Before the year 1841 was out, alarming events were taking place in Afghanistan ; and during the winter the depression reached its lowest depths. With a miserably low level of wages, the high price of bread was conspicuously a prime cause of the sufferings of the wage-earning classes. It was also obvious that the high price was maintained by the tax upon imported corn, which was intended to ensure that the price of grain should be high enough to make agriculture pay, but not so high as to prevent bread from being reasonably cheap. But, in fact, the scale operated so as to encourage speculation in corn, which caused violent fluctuations in price often ruinous to the farmer, while keeping the price of bread at the high level.
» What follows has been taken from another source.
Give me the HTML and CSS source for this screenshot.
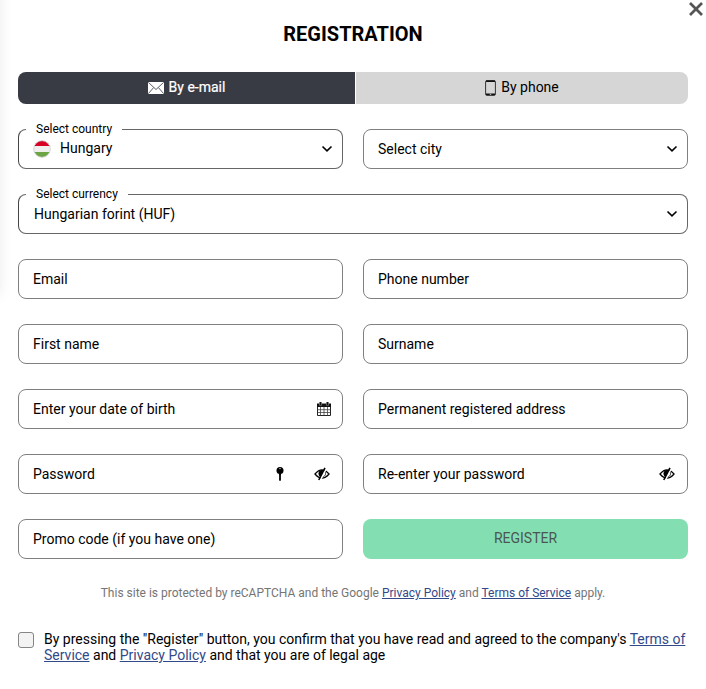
FILE: index.html
```html
<!DOCTYPE html>
<html lang="en">
<head>
<meta charset="utf-8">
<title>Registration</title>
<link rel="stylesheet" href="styles.css">
</head>
<body>
<svg class="defs" width="0" height="0" aria-hidden="true">
  <symbol id="chevron" viewBox="0 0 12 8"><path d="M1.500 1.500 6 5.800l4.500-4.300" fill="none" stroke="currentColor" stroke-width="1.600"/></symbol>
  <symbol id="eye-off" viewBox="0 0 16 14">
    <path d="M1 7Q8-1.200 15 7Q8 15.200 1 7Z" fill="none" stroke="currentColor" stroke-width="1.300"/>
    <path d="M9.500 3.300C6.500 2.200 4.500 4 4.500 6.500c0 1.700.8 3 2 3.800Z" fill="currentColor"/>
    <path d="M10.900 4.200c1.300 1.900.8 4.900-2 5.800" fill="none" stroke="currentColor" stroke-width=".8"/>
    <path d="M12.600.8 6.300 13.200" stroke="#fff" stroke-width="1.600"/>
    <path d="M11 .8 4.800 13" stroke="currentColor" stroke-width="1.600"/>
  </symbol>
</svg>
<main class="page">
  <button class="close" aria-label="Close"><svg width="16" height="16" viewBox="0 0 16 16"><path d="M2 2l12 12M14 2 2 14" stroke="#555" stroke-width="2.700"/></svg></button>
  <h1 class="title">REGISTRATION</h1>
  <div class="tabs">
    <button class="tab tab-active"><svg width="16" height="12" viewBox="0 0 16 12"><path d="M0 0h16v12H0z" fill="#fff"/><path d="M.3.3 8 7.500 15.700.3M.3 11.700 5.500 5.700M15.700 11.700l-5.200-6" fill="none" stroke="#4b4d57" stroke-width=".9"/></svg><span>By e-mail</span></button>
    <button class="tab"><svg class="phone" width="11" height="16" viewBox="0 0 11 16"><rect x=".6" y=".6" width="9.800" height="14.800" rx="1.200" fill="none" stroke="#333" stroke-width="1"/><path d="M1 1.300h9M1 14.300h9" stroke="#111" stroke-width="1.600"/><path d="M4.800 14.300h1.400" stroke="#d6d6d6"/></svg><span>By phone</span></button>
  </div>
  <form class="form">
    <div class="field selected country"><label class="caption">Select country</label>
      <svg class="flag" width="18" height="18" viewBox="0 0 18 18"><clipPath id="disc"><circle cx="9" cy="9" r="8.200"/></clipPath><g clip-path="url(#disc)"><path d="M0 0h18v18H0z" fill="#efefef"/><path d="M0 0h18v6H0z" fill="#d80027"/><path d="M0 12h18v6H0z" fill="#6da544"/></g><circle cx="9" cy="9" r="8.300" fill="none" stroke="#ccc" stroke-width=".8"/></svg>
      <span class="value">Hungary</span><svg class="chevron"><use href="#chevron"/></svg></div>
    <div class="field"><span class="value">Select city</span><svg class="chevron"><use href="#chevron"/></svg></div>
    <div class="field selected wide"><label class="caption">Select currency</label><span class="value">Hungarian forint (HUF)</span><svg class="chevron"><use href="#chevron"/></svg></div>
    <div class="field"><span class="value">Email</span></div>
    <div class="field"><span class="value">Phone number</span></div>
    <div class="field"><span class="value">First name</span></div>
    <div class="field"><span class="value">Surname</span></div>
    <div class="field"><span class="value">Enter your date of birth</span>
      <svg class="calendar" width="14" height="14" viewBox="0 0 14 14"><path d="M.5 2.500h13v11H.5z" fill="none" stroke="#222"/><path d="M0 1.500h14V5H0z" fill="#111"/><path d="M3.500 5v8.500M7 5v8.500M10.500 5v8.500M.5 7.700h13M.5 10.500h13" stroke="#444" stroke-width=".8"/><path d="M3.500 0v3.500M10.500 0v3.500" stroke="#aaa" stroke-width="2.600"/><path d="M3.500 0v3.200M10.500 0v3.200" stroke="#111" stroke-width="1.700"/></svg></div>
    <div class="field"><span class="value">Permanent registered address</span></div>
    <div class="field"><span class="value">Password</span>
      <svg class="key" width="8" height="14" viewBox="0 0 8 14"><circle cx="4" cy="3.600" r="3.500"/><path d="M3 6h2v7.200l-1 .8-1-.8Z"/><path d="M4 8v5" stroke="#888" stroke-width=".4"/><circle cx="4" cy="1.600" r=".7" fill="#fff"/></svg>
      <svg class="eye"><use href="#eye-off"/></svg></div>
    <div class="field"><span class="value">Re-enter your password</span><svg class="eye"><use href="#eye-off"/></svg></div>
    <div class="field"><span class="value">Promo code (if you have one)</span></div>
    <button class="register" type="button">REGISTER</button>
  </form>
  <p class="notice">This site is protected by reCAPTCHA and the Google <a href="#">Privacy Policy</a> and <a href="#">Terms of Service</a> apply.</p>
  <div class="consent"><span class="checkbox" role="checkbox" aria-checked="false" tabindex="0"></span><p>By pressing the "Register" button, you confirm that you have read and agreed to the company's <a href="#">Terms of Service</a> and <a href="#">Privacy Policy</a> and that you are of legal age</p></div>
</main>
</body>
</html>
```
FILE: styles.css
```css
* { box-sizing: border-box; }
body { margin: 0; background: #fff; color: #000; font: 14px/16px Roboto, "Liberation Sans", sans-serif; overflow: hidden; }
button { border: 0; padding: 0; font: inherit; color: inherit; }
h1, p { margin: 0; }
svg { display: block; flex: none; }
.defs { position: absolute; }
.page { position: relative; height: 689px; padding: 22px 18px 0; }
.page::before { content: ""; position: absolute; left: -20px; top: -20px; width: 20px; height: 315px; box-shadow: 0 0 14px rgba(0, 0, 0, .08); }
.close { position: absolute; top: 1px; right: 2px; background: none; }
.title { font-size: 20px; line-height: 24px; font-weight: 700; text-align: center; }
.tabs { display: grid; grid-template-columns: 337px 332px; gap: 1px; margin-top: 26px; height: 32px; border-radius: 8px; overflow: hidden; }
.tab { display: flex; align-items: center; justify-content: center; gap: 5px; background: #d6d6d6; padding-bottom: 2px; }
.tab svg { margin-top: 2px; }
.tab-active { background: #383b44; color: #fff; -webkit-text-stroke: .2px #fff; }
.form { display: grid; grid-template-columns: 325px 325px; gap: 25px 20px; margin-top: 25px; grid-auto-rows: 40px; }
.field { position: relative; display: flex; align-items: center; border: 1px solid #808080; border-radius: 8px; padding: 0 9px 0 14px; }
.selected { border-color: #666; border-left-color: #444; padding-left: 15px; }
.country { padding-left: 14px; }
.country .value { margin-top: -2px; }
.wide { grid-column: span 2; }
.caption { position: absolute; left: 7px; top: -9px; padding: 0 10px; background: #fff; font-size: 12px; line-height: 16px; }
.value { flex: 1; }
.flag { margin-right: 9px; }
.chevron { width: 12px; height: 8px; }
.calendar { margin-right: 2px; }
.key { margin-right: 30px; }
.eye { width: 16px; height: 14px; margin-right: 3px; }
.register { background: #83dfb2; border-radius: 8px; color: #4b5552; padding-bottom: 2px; }
.notice { margin-top: 26px; text-align: center; color: #757575; font-size: 12px; line-height: 16px; }
a { color: #32498a; text-decoration: underline; }
.consent { display: flex; gap: 10px; margin-top: 30px; }
.checkbox { flex: none; width: 16px; height: 16px; margin-top: 1px; border: 1px solid #858585; border-radius: 3px; background: #f3f3f3; }
```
Robert Peel, then, upon taking office found himself face to face with a very serious task.
So lately as in 1842, the bulk of the Liberal party still believed in protecting the agricultural interest; Lord Melbourne had declared that the abolition of the tax upon imported corn would be madness. But the change which was coming over public opinion was precisely exemplified by the rapid progress of the Anti-Corn Law League. In 1839, the League had been well content with subscriptions amounting to £5000. In 1843, it obtained ten times that amount, which was again nearly doubled in 1844. When Robert Peel introduced his budget in 1845 the League already had £250,000 to devote to political purposes.
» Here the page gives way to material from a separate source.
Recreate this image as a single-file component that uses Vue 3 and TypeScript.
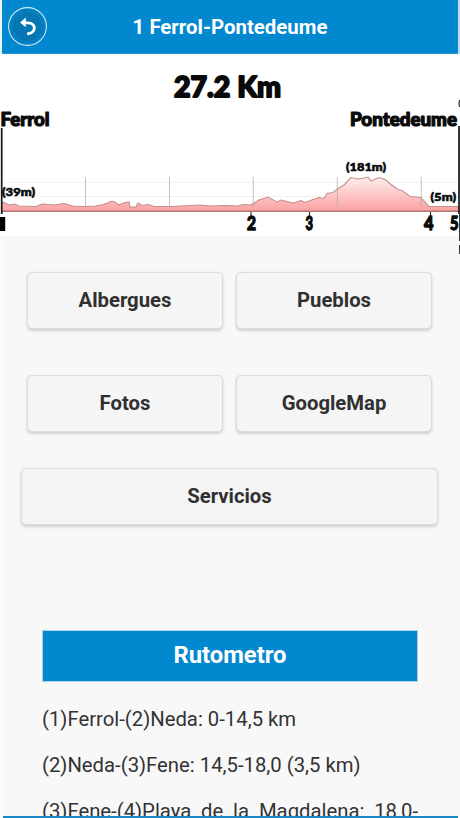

These were facts of a kind which appealed very strongly to the prime minister, Robert Peel, whose whole record shows how powerfully his own views were influenced by developments of public opinion. His conversion was completed by the terrible potato famine which in this year invaded Ireland. Sheer starvation was staring the population in the face, and before October 1841 Peel had already come to the conclusion that grain would have to be provided. But the English corn harvest failed, grain could not be provided unless it came from abroad, and it could not be provided at a tolerable price while the tax upon imported corn was maintained.
On 1st November 1841, Peel, having summoned a cabinet council, raised the question whether the Corn Law should be modified or suspended to meet the emergency - one course conversion or the other was absolutely necessary. Once suspended, it was tolerably certain that it would be impossible to reimpose it. In his own view, modification would not meet the case. He carried with him at first only three members of the cabinet. Already it seemed probable that he might feel called upon to resign ; when towards the end Russell's of the month Lord John Russell issued the 'Edinburgh letter' declaring himself a complete convert to the doctrine of the Anti-Corn Law League. In December 1841 the attitude of many members of the cabinet had changed. Wellington and others were either converted or convinced that the repeal of the Corn Law was preferable to the shattering of the party.
There was no question that Peel and the Conservatives had come into power as convinced believers in agricultural protection. Since the party was not converted en masse, Peel felt that as its leader he was not the right person to introduce the new policy. He tendered his resignation, and Peel resigns; advised the queen to consult Lord John Russell. Russell endeavoured to form a cabinet, but his efforts were finally frustrated by the refusal of Lord Grey (the son of the former prime minister) to join the government with Palmerston as foreign secretary. In the circumstances, Peel consented to resume office on the definite understanding that he did so as a free trader.
Lord George Bentinck became the nominal, and Benjamin Disraeli the effective, leader of the Protectionist Opposition when parliament met in January 1846. In the debate on the address, Peel explained his position and his policy. Five days later, on 27th January 1846, the financial resolutions were introduced. There was to be a further remission of duties on many manufactured articles; most of the remaining duties on raw materials were to be abolished altogether. But everything else was overshadowed by the repeal of the Corn Laws. At the end of three years they were to disappear, leaving only a registration duty of one shilling.
The Protectionists, led by Disraeli, made a desperate stand, resisting the passage of the bill by every parliamentary device. The bill did not pass the third reading in the Commons until 15th May v. A fortnight later the second reading was carried in the Lords with a majority of forty-seven. On 25th June 1846 the third reading was carried in the Lords, in spite of the opposition headed by Lord Stanley, who in 1844 had been raised to the peerage in anticipation of his succession to the earldom of Derby. On the same night the government were defeated in the House of Commons on an Irish bill, by a combination of Irish Repealers, Radical Freetraders who objected to coercion, and Tory Protectionists who approved of coercion but were bent on the destruction of the ministry which in their view had betrayed the party. Two days later Peel announced his resignation. The cause of Free Trade had triumphed, but the ministry could no longer remain in office.
It was the unwearied zeal, the ceaseless efforts of Richard Cobden and his allies of the Anti-Corn Law League which had educated the public, transformed public opinion, and converted Peel himself. None the less it was also true that the repeal of the Corn Laws would not then have been carried if Peel had not been converted. It was Peel's conversion which converted also a mass of Liberal-Conservative opinion, and at the same time induced the actually unconverted duke of Wellington to use his powerful influence to save the bill from rejection by the House of Lords. Peel never returned to office; but until his death in 1850 his personality continued to exercise in the House of Commons an influence more powerful than that of any other individual.